6. Applications and Analytical Properties

The Bers fiber space enables the lifting of polynomial coefficient functionals from holomorphic or univalent functions to holomorphic maps on the fiber bundle, leading to new extremal results (e.g., Koebe quarter-theorem in parameter families), sharp curvature estimates, and the identification of the fibers with geometric or analytic objects (punctures, domain images, log-derivatives). The bundle structure interacts with plurisubharmonicity, compactness, and subharmonic envelopes, crucial for coefficient problems and for understanding subspaces of Teichmüller space. Real-analytic triviality in VMOA or Zygmund settings implies strong uniformity in the analytic structure and enables quotient constructions with global biholomorphic coordinates.
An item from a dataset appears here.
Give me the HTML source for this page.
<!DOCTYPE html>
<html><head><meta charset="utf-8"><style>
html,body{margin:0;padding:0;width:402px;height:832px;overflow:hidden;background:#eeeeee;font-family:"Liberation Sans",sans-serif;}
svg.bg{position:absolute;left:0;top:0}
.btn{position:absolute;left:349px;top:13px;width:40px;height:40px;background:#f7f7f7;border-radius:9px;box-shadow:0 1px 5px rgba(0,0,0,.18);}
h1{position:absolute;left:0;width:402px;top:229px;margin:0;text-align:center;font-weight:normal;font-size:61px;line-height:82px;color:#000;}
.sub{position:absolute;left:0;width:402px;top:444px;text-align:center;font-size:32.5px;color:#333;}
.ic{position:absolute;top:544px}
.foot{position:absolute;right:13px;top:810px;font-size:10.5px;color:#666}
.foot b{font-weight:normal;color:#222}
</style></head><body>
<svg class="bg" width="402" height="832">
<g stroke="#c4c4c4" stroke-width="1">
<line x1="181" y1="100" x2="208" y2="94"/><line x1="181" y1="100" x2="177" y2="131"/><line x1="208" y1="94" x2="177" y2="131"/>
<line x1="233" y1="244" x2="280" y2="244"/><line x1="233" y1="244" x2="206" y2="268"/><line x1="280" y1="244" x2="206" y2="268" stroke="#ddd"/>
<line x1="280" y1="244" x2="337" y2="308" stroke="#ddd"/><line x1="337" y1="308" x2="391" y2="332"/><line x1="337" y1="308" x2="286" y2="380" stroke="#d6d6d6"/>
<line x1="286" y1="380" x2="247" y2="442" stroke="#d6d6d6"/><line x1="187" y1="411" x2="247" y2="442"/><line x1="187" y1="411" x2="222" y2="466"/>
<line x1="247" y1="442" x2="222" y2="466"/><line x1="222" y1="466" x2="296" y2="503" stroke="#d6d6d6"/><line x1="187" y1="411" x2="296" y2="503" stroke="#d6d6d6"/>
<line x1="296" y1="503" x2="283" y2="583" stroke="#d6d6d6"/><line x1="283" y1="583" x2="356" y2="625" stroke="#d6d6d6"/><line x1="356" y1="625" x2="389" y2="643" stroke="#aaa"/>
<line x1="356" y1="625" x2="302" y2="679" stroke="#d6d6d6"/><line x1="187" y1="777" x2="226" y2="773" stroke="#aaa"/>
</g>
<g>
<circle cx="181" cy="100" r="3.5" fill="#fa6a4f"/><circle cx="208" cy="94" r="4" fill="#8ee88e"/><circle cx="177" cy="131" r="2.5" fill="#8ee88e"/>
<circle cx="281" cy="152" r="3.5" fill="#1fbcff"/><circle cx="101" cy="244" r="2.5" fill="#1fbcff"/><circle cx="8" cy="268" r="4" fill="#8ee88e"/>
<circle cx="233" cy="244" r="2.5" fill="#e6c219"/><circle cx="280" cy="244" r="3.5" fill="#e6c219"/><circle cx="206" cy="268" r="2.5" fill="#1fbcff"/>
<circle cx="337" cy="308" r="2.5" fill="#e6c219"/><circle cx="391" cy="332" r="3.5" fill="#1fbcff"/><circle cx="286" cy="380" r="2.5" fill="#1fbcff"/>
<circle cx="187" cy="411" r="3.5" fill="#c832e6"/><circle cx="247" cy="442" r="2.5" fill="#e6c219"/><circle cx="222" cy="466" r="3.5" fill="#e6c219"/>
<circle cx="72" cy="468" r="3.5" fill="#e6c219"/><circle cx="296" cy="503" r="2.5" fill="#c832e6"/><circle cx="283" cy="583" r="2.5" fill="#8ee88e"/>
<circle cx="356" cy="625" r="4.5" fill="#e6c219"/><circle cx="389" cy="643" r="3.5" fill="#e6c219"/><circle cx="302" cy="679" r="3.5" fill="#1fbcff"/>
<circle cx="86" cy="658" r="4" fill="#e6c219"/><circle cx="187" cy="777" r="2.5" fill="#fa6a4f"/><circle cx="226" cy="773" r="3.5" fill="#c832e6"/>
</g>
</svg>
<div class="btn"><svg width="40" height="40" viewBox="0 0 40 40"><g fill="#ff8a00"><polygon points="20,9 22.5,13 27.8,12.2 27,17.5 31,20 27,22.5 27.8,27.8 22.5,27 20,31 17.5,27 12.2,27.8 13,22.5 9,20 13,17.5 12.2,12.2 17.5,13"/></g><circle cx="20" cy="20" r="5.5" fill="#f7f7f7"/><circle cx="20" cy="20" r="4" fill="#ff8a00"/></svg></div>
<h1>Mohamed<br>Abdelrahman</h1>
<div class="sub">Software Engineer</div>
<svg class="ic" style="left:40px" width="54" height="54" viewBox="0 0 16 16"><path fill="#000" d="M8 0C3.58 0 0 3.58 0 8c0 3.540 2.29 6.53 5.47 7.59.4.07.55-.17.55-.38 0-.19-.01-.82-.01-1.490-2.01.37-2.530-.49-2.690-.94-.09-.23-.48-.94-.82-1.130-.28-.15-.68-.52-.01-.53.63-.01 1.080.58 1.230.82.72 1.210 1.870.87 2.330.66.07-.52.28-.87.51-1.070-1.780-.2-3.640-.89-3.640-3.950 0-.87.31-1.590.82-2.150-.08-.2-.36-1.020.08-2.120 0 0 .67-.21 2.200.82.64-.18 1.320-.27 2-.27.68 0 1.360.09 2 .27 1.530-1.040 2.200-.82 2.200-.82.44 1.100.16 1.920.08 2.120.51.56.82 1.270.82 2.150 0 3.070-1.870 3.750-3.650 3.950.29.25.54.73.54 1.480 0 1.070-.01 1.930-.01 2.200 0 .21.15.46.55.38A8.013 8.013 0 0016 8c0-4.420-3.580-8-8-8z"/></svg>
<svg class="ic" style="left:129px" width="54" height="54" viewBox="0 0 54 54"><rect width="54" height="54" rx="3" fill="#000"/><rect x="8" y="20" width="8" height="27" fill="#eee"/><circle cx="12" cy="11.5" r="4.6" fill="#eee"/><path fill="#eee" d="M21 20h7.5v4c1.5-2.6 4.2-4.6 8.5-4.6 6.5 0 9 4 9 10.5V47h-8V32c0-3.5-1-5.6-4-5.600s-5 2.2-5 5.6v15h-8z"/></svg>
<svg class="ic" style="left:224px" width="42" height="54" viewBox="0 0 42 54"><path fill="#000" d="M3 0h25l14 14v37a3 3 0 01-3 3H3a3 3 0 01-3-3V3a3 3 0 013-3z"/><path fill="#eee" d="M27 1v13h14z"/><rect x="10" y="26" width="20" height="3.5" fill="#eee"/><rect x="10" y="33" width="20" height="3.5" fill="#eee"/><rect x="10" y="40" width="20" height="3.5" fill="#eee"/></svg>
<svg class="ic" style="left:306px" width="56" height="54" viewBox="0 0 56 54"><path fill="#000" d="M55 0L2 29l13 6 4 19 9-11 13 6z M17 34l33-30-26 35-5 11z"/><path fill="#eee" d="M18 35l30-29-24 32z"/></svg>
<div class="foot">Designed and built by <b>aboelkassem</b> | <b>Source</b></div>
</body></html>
7. Outlook and Related Constructions

Current research extends Bers-like fiber bundles to Weil–Petersson classes, higher-dimensional deformation spaces, diffeomorphism groups with specified smoothness (Hölder, Zygmund), and spaces arising from Carleson measures or Bloch functions. The geometric meaning of the fiber often translates between choices of marked points, log-derivatives, and conformal domains, connecting function theory, deformation, and holonomy. The analytic realization of Bers fiber spaces in BMOA, VMOA, Bloch, and Zygmund categories deepens understanding of Teichmüller theory, complex geometry, and extremal function theory, and continues to motivate further extension to new function spaces and moduli problems (Matsuzaki, 23 Oct 2025, Matsuzaki, 12 Feb 2025).